Our plumber has pulled our fat from the fire roughly a million times in the past 20 years, and given the crazy-quilt nature of the home’s plumbing – ranging from the oldest galvanized steel pipes to all the good new stuff he’s put in, one crisis at a time – he prepared us for the worst.
I had assumed that when we returned to find no obvious burst pipes or leaks, that was a good sign. He set me straight. The real problems – and it was not unlikely that they’d be serious and widespread – would appear when the pipes thawed.
So we set up the space heaters here and there, blasted heat at the walls and pipes, left the faucets open, and checked them every two seconds.
Monday came and went. Tuesday was more of the same until early afternoon, when the first thin trickle emerged from a downstairs sink. At the same moment – accompanied by a rumbling through the pipes – my wife called from upstairs: The water was on!
In the kitchen and in the bathroom. The hot and the cold. The pressure was good, the toilets were filling, and we could not see any sign of trouble.
For a few brief seconds, the most unlikely best-case scenario seemed to have arrived.
Then I spotted the dripping from the bottom of the water meter. Then a thin misty spray sprung free. Then another.
Then it was just water spritzing everywhere. And the leak was on the street side of the shut-off valve, so there was no stopping it.

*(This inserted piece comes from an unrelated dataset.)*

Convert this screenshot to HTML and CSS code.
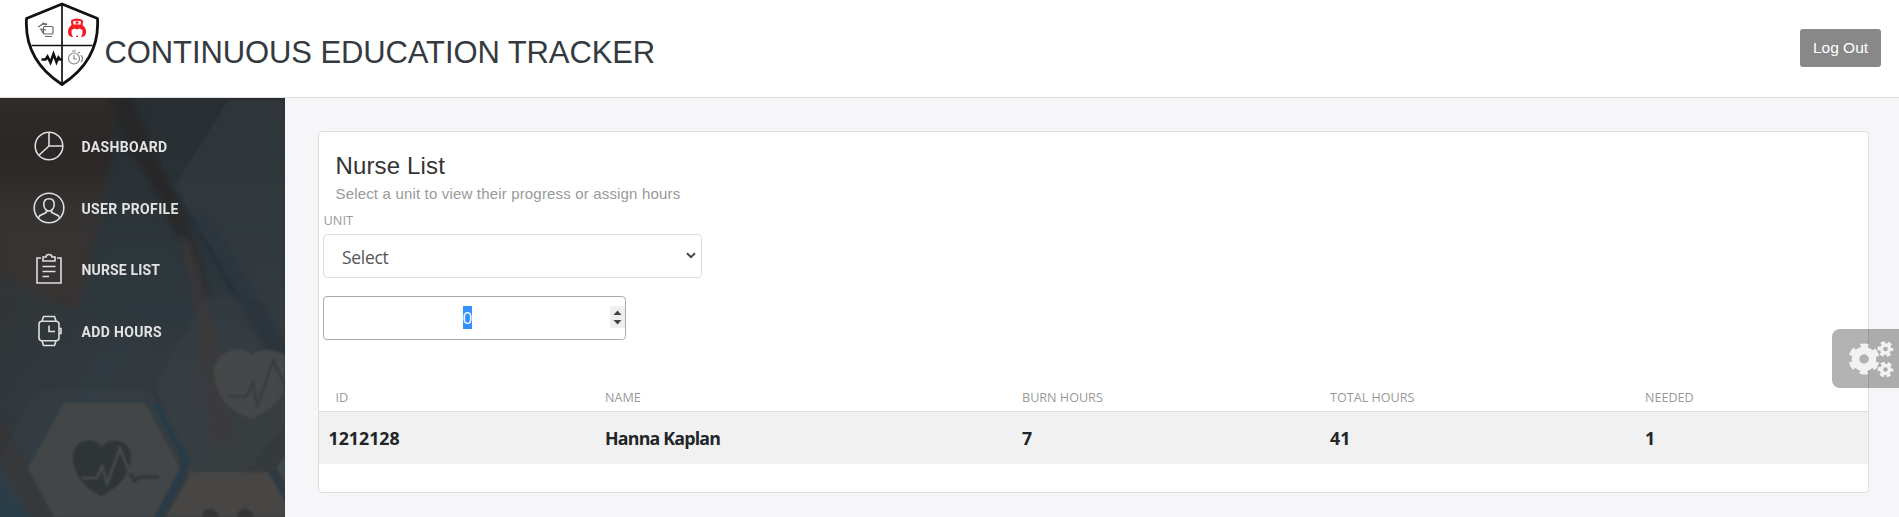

I don’t need to belabor all that came next, except to say that if I’ve never sung the praises of the City of Spokane water department then I’ve been remiss. Because the problem was in the meter, they needed to come and replace it – and they were at our house less than a half-hour later. Inside of an hour, two teams of workers had shown up, shut off the water at the street and replaced the meter, and hustled off to the next crisis.
Our plumber finished making sure everything was square and before the dinner hour we were showering and drinking from the tap and flushing the toilet and participating in all of the other glories that we had been so briefly denied.
Luckier than many. Luckier than most.
It only took a tiny bit of bad luck to make it obvious.